COMUNICATO CONCLUSIVO DELL’INCONTRO

Torino 5/12/2010
Le intervenute/i al seminario del 5/12/2010 tra delegate/i e militanti sindacali della FIAT, in Italia e Polonia, nel loro primo incontro si impegnano a quanto segue:
 
1)     Proseguire lo scambio di informazioni ed analisi finalizzate al coordinamento delle lotte per la difesa dei diritti del lavoro. Con l’impegno ad intervenire ciascuna/o nelle proprie organizzazioni sindacali di riferimento al fine di definire una piattaforma rivendicativa comune ai diversi insediamenti nazionali e prospettare iniziative concrete convergenti.

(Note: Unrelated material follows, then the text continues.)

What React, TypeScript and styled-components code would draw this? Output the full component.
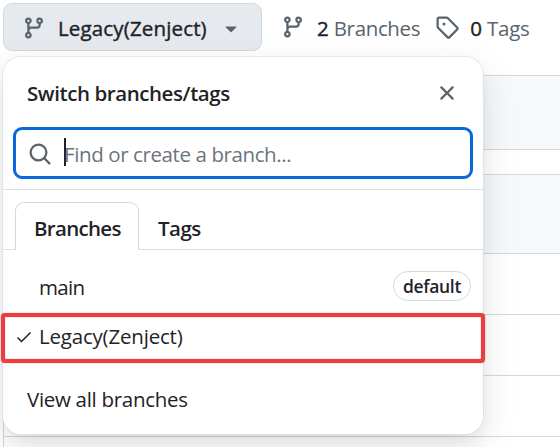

2)     Riportare il tema del lavoro al centro della battaglia politica e sociale  in Europa, in termini di condizioni, retribuzioni e diritti, senza accettare il ricatto delle “leggi” imposte dalla globalizzazione liberista e combattendo le politiche antipopolari dei governi europei.
3)     Questa impegni di resistenza e di mobilitazione richiedono naturalmente un collegamento tra le lotte per il lavoro e le azioni a difesa dei “Beni Comuni” (es. acqua, suoli, trasporti, salute ecc.) e di un’istruzione pubblica e di qualità per tutte e tutti.
 
Lavoriamo per rivederci in una iniziativa europea delle lavoratrici e dei lavoratori delle diverse realtà produttive del settore auto sempre più ampia.